--- start Given records ---

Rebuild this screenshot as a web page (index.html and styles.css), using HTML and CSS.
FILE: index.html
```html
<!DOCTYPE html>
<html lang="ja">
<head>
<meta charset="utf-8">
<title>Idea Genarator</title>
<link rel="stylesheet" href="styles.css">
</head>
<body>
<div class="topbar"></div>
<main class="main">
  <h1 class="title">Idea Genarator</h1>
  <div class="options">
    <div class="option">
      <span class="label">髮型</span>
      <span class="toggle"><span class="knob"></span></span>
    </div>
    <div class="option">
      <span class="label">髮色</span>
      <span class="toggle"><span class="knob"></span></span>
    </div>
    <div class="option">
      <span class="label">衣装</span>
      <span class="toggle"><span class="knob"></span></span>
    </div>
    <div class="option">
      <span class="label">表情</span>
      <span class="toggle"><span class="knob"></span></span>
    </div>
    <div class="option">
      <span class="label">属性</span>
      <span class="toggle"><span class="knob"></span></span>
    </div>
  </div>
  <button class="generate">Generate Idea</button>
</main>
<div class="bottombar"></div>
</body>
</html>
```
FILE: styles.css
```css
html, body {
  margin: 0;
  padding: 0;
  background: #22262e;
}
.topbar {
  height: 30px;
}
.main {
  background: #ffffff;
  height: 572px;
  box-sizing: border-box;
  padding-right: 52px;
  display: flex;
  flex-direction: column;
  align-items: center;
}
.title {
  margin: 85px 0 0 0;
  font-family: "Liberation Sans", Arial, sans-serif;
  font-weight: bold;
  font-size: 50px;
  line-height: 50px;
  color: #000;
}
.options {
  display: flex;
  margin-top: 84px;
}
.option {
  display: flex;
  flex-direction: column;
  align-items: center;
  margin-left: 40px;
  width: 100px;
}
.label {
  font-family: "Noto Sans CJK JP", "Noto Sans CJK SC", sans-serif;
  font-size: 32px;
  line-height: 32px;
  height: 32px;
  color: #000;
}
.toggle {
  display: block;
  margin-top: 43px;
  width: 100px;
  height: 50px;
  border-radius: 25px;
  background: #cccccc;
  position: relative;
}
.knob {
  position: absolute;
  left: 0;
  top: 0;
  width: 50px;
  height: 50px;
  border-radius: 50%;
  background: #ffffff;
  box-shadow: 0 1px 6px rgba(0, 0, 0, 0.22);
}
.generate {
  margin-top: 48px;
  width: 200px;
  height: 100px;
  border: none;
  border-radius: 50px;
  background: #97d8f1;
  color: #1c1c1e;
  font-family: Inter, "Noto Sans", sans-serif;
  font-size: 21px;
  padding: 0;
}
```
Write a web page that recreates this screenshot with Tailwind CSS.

--- end Given records ---

▶ _Work required_
Write out every line exactly as it stands.

▶ _Result_
Rebuild this screenshot as a web page (index.html and styles.css), using HTML and CSS.
FILE: index.html
```html
<!DOCTYPE html>
<html lang="ja">
<head>
<meta charset="utf-8">
<title>Idea Genarator</title>
<link rel="stylesheet" href="styles.css">
</head>
<body>
<div class="topbar"></div>
<main class="main">
  <h1 class="title">Idea Genarator</h1>
  <div class="options">
    <div class="option">
      <span class="label">髮型</span>
      <span class="toggle"><span class="knob"></span></span>
    </div>
    <div class="option">
      <span class="label">髮色</span>
      <span class="toggle"><span class="knob"></span></span>
    </div>
    <div class="option">
      <span class="label">衣装</span>
      <span class="toggle"><span class="knob"></span></span>
    </div>
    <div class="option">
      <span class="label">表情</span>
      <span class="toggle"><span class="knob"></span></span>
    </div>
    <div class="option">
      <span class="label">属性</span>
      <span class="toggle"><span class="knob"></span></span>
    </div>
  </div>
  <button class="generate">Generate Idea</button>
</main>
<div class="bottombar"></div>
</body>
</html>
```
FILE: styles.css
```css
html, body {
  margin: 0;
  padding: 0;
  background: #22262e;
}
.topbar {
  height: 30px;
}
.main {
  background: #ffffff;
  height: 572px;
  box-sizing: border-box;
  padding-right: 52px;
  display: flex;
  flex-direction: column;
  align-items: center;
}
.title {
  margin: 85px 0 0 0;
  font-family: "Liberation Sans", Arial, sans-serif;
  font-weight: bold;
  font-size: 50px;
  line-height: 50px;
  color: #000;
}
.options {
  display: flex;
  margin-top: 84px;
}
.option {
  display: flex;
  flex-direction: column;
  align-items: center;
  margin-left: 40px;
  width: 100px;
}
.label {
  font-family: "Noto Sans CJK JP", "Noto Sans CJK SC", sans-serif;
  font-size: 32px;
  line-height: 32px;
  height: 32px;
  color: #000;
}
.toggle {
  display: block;
  margin-top: 43px;
  width: 100px;
  height: 50px;
  border-radius: 25px;
  background: #cccccc;
  position: relative;
}
.knob {
  position: absolute;
  left: 0;
  top: 0;
  width: 50px;
  height: 50px;
  border-radius: 50%;
  background: #ffffff;
  box-shadow: 0 1px 6px rgba(0, 0, 0, 0.22);
}
.generate {
  margin-top: 48px;
  width: 200px;
  height: 100px;
  border: none;
  border-radius: 50px;
  background: #97d8f1;
  color: #1c1c1e;
  font-family: Inter, "Noto Sans", sans-serif;
  font-size: 21px;
  padding: 0;
}
```
Write a web page that recreates this screenshot with Tailwind CSS.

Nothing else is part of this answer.